## [PROBLEM REQUIREMENTS]
Leave out any picture and return the remaining listing below exactly as given.

## [INFORMATION SHOWN]
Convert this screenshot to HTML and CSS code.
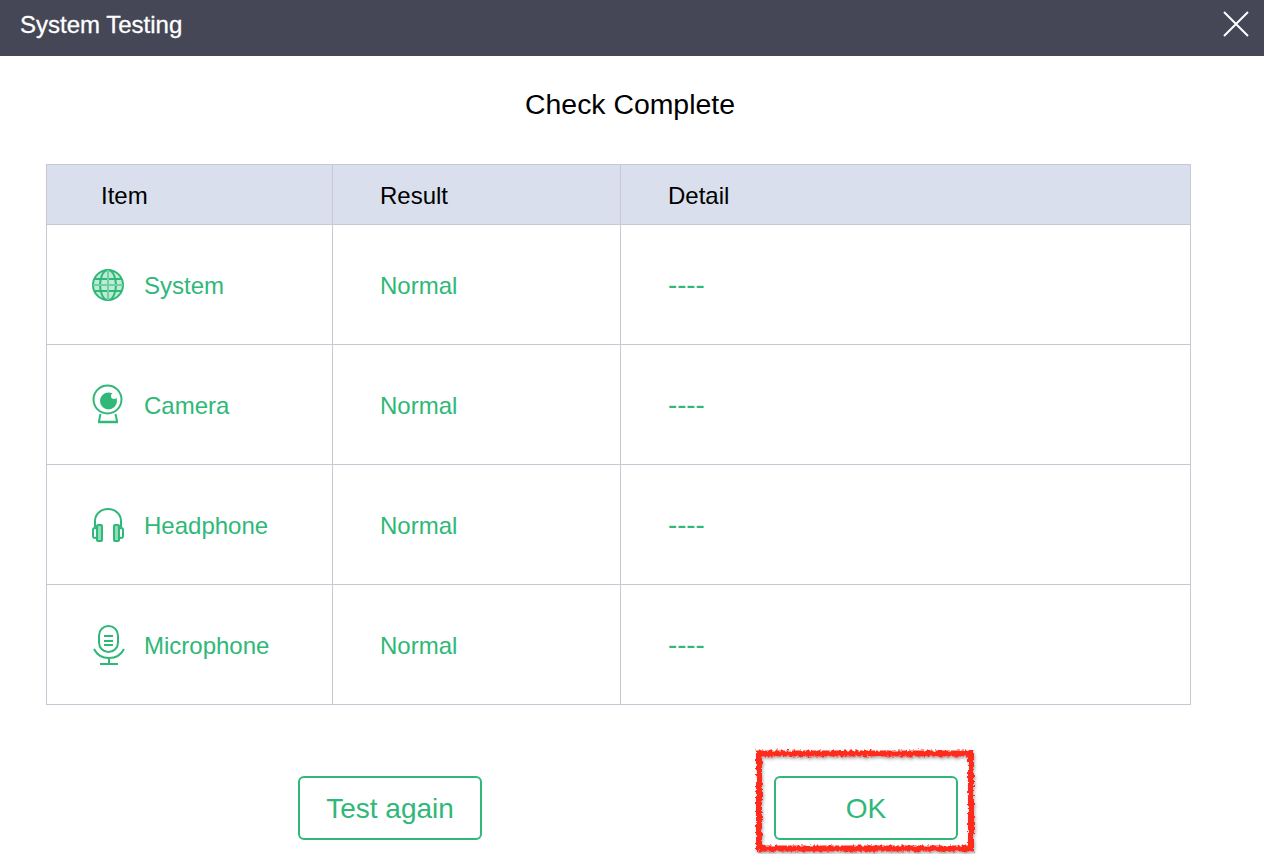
FILE: index.html
```html
<!DOCTYPE html>
<html lang="en">
<head>
<meta charset="utf-8">
<title>System Testing</title>
<link rel="stylesheet" href="styles.css">
</head>
<body>
<header class="titlebar">
  <span class="title">System Testing</span>
  <svg class="close" width="26" height="26" viewBox="0 0 26 26"><path d="M1 1L25 25M25 1L1 25" stroke="#fff" stroke-width="2" fill="none"/></svg>
</header>
<h1 class="heading">Check Complete</h1>
<table class="results">
  <thead>
    <tr><th class="c1">Item</th><th class="c2">Result</th><th class="c3">Detail</th></tr>
  </thead>
  <tbody>
    <tr>
      <td><div class="item">
        <svg class="icon" width="36" height="44" viewBox="0 0 36 44" fill="none" stroke="#2fb878" stroke-width="2"><circle cx="18" cy="21" r="15" fill="#bfead5"/><ellipse cx="18" cy="21" rx="8" ry="15"/><path d="M4 15H32M4 27H32"/><path d="M18 6V36M3 21H33" stroke="#6fd0a4"/></svg>
        <span>System</span></div></td>
      <td class="res">Normal</td><td class="det">----</td>
    </tr>
    <tr>
      <td><div class="item">
        <svg class="icon" width="36" height="44" viewBox="0 0 36 44" fill="none" stroke="#2fb878" stroke-width="2"><circle cx="17.500" cy="15.500" r="14"/><circle cx="18.500" cy="17" r="8.500" fill="#2fb878" stroke="none"/><circle cx="24" cy="12" r="3" fill="#fff" stroke="none"/><path d="M10.500 30L9 37M25.500 30L27 37"/><path d="M8 38H28" stroke-width="2.500"/></svg>
        <span>Camera</span></div></td>
      <td class="res">Normal</td><td class="det">----</td>
    </tr>
    <tr>
      <td><div class="item">
        <svg class="icon" width="36" height="44" viewBox="0 0 36 44" fill="none" stroke="#2fb878" stroke-width="2"><path d="M5 23V17a13 12 0 0 1 26 0V23"/><rect x="3" y="24" width="4" height="10" rx="2"/><rect x="7" y="21" width="5" height="16" rx="1" fill="#8fdcb8"/><rect x="24" y="21" width="5" height="16" rx="1" fill="#8fdcb8"/><rect x="29" y="24" width="4" height="10" rx="2"/></svg>
        <span>Headphone</span></div></td>
      <td class="res">Normal</td><td class="det">----</td>
    </tr>
    <tr>
      <td><div class="item">
        <svg class="icon" width="36" height="44" viewBox="0 0 36 44" fill="none" stroke="#2fb878" stroke-width="2"><rect x="9" y="2" width="19" height="26" rx="9.500"/><path d="M14 12H23M14 17H23M14 21H23"/><path d="M4 25c3 6 8 9 15 9s12-3 15-9"/><path d="M19 34V40M10 40H28"/></svg>
        <span>Microphone</span></div></td>
      <td class="res">Normal</td><td class="det">----</td>
    </tr>
  </tbody>
</table>
<div class="actions">
  <button class="btn" type="button">Test again</button>
  <button class="btn" type="button">OK</button>
</div>
<svg class="marker" width="230" height="116" viewBox="0 0 230 116">
  <defs><filter id="rough" x="-10%" y="-10%" width="120%" height="120%"><feTurbulence type="fractalNoise" baseFrequency="0.35" numOctaves="2" seed="4"/><feDisplacementMap in="SourceGraphic" scale="5"/><feDropShadow dx="1" dy="2" stdDeviation="1.500" flood-color="#777" flood-opacity="0.6"/></filter></defs>
  <rect x="9" y="11.500" width="212" height="95" fill="none" stroke="#ff2a1a" stroke-width="6" filter="url(#rough)"/>
</svg>
</body>
</html>
```
FILE: styles.css
```css
* { box-sizing: border-box; }
html, body { margin: 0; height: 100%; }
body {
  position: relative;
  background: #fff;
  font-family: "Liberation Sans", Arial, sans-serif;
  color: #000;
  overflow: hidden;
}
.titlebar {
  height: 56px;
  background: #454756;
  display: flex;
  align-items: center;
  justify-content: space-between;
  padding: 0 15px 6px 20px;
  color: #fff;
  font-size: 24px;
}
.title { -webkit-text-stroke: 0.3px #fff; }
.close { display: block; margin-bottom: 2px; }
.heading {
  margin: 32px 0 0;
  padding-right: 4px;
  height: 32px;
  line-height: 32px;
  font-size: 28.4px;
  font-weight: 400;
  text-align: center;
}
.results {
  margin: 44px 0 0 46px;
  width: 1145px;
  table-layout: fixed;
  border-collapse: collapse;
  border: 1px solid #c8c8d4;
  font-size: 24px;
}
.results th, .results td { border: 1px solid #c8c8d4; padding: 2px 0 0; text-align: left; font-weight: 400; }
.results thead tr { height: 60px; background: #d9dfec; }
.results tbody tr { height: 120px; }
.results td { color: #2fb878; }
.c1 { width: 286px; padding-left: 54px !important; }
.c2 { width: 288px; padding-left: 47px !important; }
.c3 { padding-left: 47px !important; }
.res { padding-left: 47px !important; }
.results .det { padding: 0 0 0 47px; font-size: 27.5px; }
.item { display: flex; align-items: center; position: relative; padding-left: 97px; }
.icon { position: absolute; left: 43px; top: 50%; transform: translateY(-50%); filter: blur(0.4px); }
.actions {
  display: flex;
  margin: 71px 0 0 298px;
  gap: 292px;
}
.btn {
  width: 184px;
  height: 64px;
  padding: 2px 0 0;
  background: #fff;
  border: 2px solid #2fb878;
  border-radius: 6px;
  color: #2fb878;
  font: 400 28px "Liberation Sans", Arial, sans-serif;
}
.marker { position: absolute; left: 750px; top: 742px; }
```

## [THE RESPONSE]
Convert this screenshot to HTML and CSS code.
FILE: index.html
```html
<!DOCTYPE html>
<html lang="en">
<head>
<meta charset="utf-8">
<title>System Testing</title>
<link rel="stylesheet" href="styles.css">
</head>
<body>
<header class="titlebar">
  <span class="title">System Testing</span>
  <svg class="close" width="26" height="26" viewBox="0 0 26 26"><path d="M1 1L25 25M25 1L1 25" stroke="#fff" stroke-width="2" fill="none"/></svg>
</header>
<h1 class="heading">Check Complete</h1>
<table class="results">
  <thead>
    <tr><th class="c1">Item</th><th class="c2">Result</th><th class="c3">Detail</th></tr>
  </thead>
  <tbody>
    <tr>
      <td><div class="item">
        <svg class="icon" width="36" height="44" viewBox="0 0 36 44" fill="none" stroke="#2fb878" stroke-width="2"><circle cx="18" cy="21" r="15" fill="#bfead5"/><ellipse cx="18" cy="21" rx="8" ry="15"/><path d="M4 15H32M4 27H32"/><path d="M18 6V36M3 21H33" stroke="#6fd0a4"/></svg>
        <span>System</span></div></td>
      <td class="res">Normal</td><td class="det">----</td>
    </tr>
    <tr>
      <td><div class="item">
        <svg class="icon" width="36" height="44" viewBox="0 0 36 44" fill="none" stroke="#2fb878" stroke-width="2"><circle cx="17.500" cy="15.500" r="14"/><circle cx="18.500" cy="17" r="8.500" fill="#2fb878" stroke="none"/><circle cx="24" cy="12" r="3" fill="#fff" stroke="none"/><path d="M10.500 30L9 37M25.500 30L27 37"/><path d="M8 38H28" stroke-width="2.500"/></svg>
        <span>Camera</span></div></td>
      <td class="res">Normal</td><td class="det">----</td>
    </tr>
    <tr>
      <td><div class="item">
        <svg class="icon" width="36" height="44" viewBox="0 0 36 44" fill="none" stroke="#2fb878" stroke-width="2"><path d="M5 23V17a13 12 0 0 1 26 0V23"/><rect x="3" y="24" width="4" height="10" rx="2"/><rect x="7" y="21" width="5" height="16" rx="1" fill="#8fdcb8"/><rect x="24" y="21" width="5" height="16" rx="1" fill="#8fdcb8"/><rect x="29" y="24" width="4" height="10" rx="2"/></svg>
        <span>Headphone</span></div></td>
      <td class="res">Normal</td><td class="det">----</td>
    </tr>
    <tr>
      <td><div class="item">
        <svg class="icon" width="36" height="44" viewBox="0 0 36 44" fill="none" stroke="#2fb878" stroke-width="2"><rect x="9" y="2" width="19" height="26" rx="9.500"/><path d="M14 12H23M14 17H23M14 21H23"/><path d="M4 25c3 6 8 9 15 9s12-3 15-9"/><path d="M19 34V40M10 40H28"/></svg>
        <span>Microphone</span></div></td>
      <td class="res">Normal</td><td class="det">----</td>
    </tr>
  </tbody>
</table>
<div class="actions">
  <button class="btn" type="button">Test again</button>
  <button class="btn" type="button">OK</button>
</div>
<svg class="marker" width="230" height="116" viewBox="0 0 230 116">
  <defs><filter id="rough" x="-10%" y="-10%" width="120%" height="120%"><feTurbulence type="fractalNoise" baseFrequency="0.35" numOctaves="2" seed="4"/><feDisplacementMap in="SourceGraphic" scale="5"/><feDropShadow dx="1" dy="2" stdDeviation="1.500" flood-color="#777" flood-opacity="0.6"/></filter></defs>
  <rect x="9" y="11.500" width="212" height="95" fill="none" stroke="#ff2a1a" stroke-width="6" filter="url(#rough)"/>
</svg>
</body>
</html>
```
FILE: styles.css
```css
* { box-sizing: border-box; }
html, body { margin: 0; height: 100%; }
body {
  position: relative;
  background: #fff;
  font-family: "Liberation Sans", Arial, sans-serif;
  color: #000;
  overflow: hidden;
}
.titlebar {
  height: 56px;
  background: #454756;
  display: flex;
  align-items: center;
  justify-content: space-between;
  padding: 0 15px 6px 20px;
  color: #fff;
  font-size: 24px;
}
.title { -webkit-text-stroke: 0.3px #fff; }
.close { display: block; margin-bottom: 2px; }
.heading {
  margin: 32px 0 0;
  padding-right: 4px;
  height: 32px;
  line-height: 32px;
  font-size: 28.4px;
  font-weight: 400;
  text-align: center;
}
.results {
  margin: 44px 0 0 46px;
  width: 1145px;
  table-layout: fixed;
  border-collapse: collapse;
  border: 1px solid #c8c8d4;
  font-size: 24px;
}
.results th, .results td { border: 1px solid #c8c8d4; padding: 2px 0 0; text-align: left; font-weight: 400; }
.results thead tr { height: 60px; background: #d9dfec; }
.results tbody tr { height: 120px; }
.results td { color: #2fb878; }
.c1 { width: 286px; padding-left: 54px !important; }
.c2 { width: 288px; padding-left: 47px !important; }
.c3 { padding-left: 47px !important; }
.res { padding-left: 47px !important; }
.results .det { padding: 0 0 0 47px; font-size: 27.5px; }
.item { display: flex; align-items: center; position: relative; padding-left: 97px; }
.icon { position: absolute; left: 43px; top: 50%; transform: translateY(-50%); filter: blur(0.4px); }
.actions {
  display: flex;
  margin: 71px 0 0 298px;
  gap: 292px;
}
.btn {
  width: 184px;
  height: 64px;
  padding: 2px 0 0;
  background: #fff;
  border: 2px solid #2fb878;
  border-radius: 6px;
  color: #2fb878;
  font: 400 28px "Liberation Sans", Arial, sans-serif;
}
.marker { position: absolute; left: 750px; top: 742px; }
```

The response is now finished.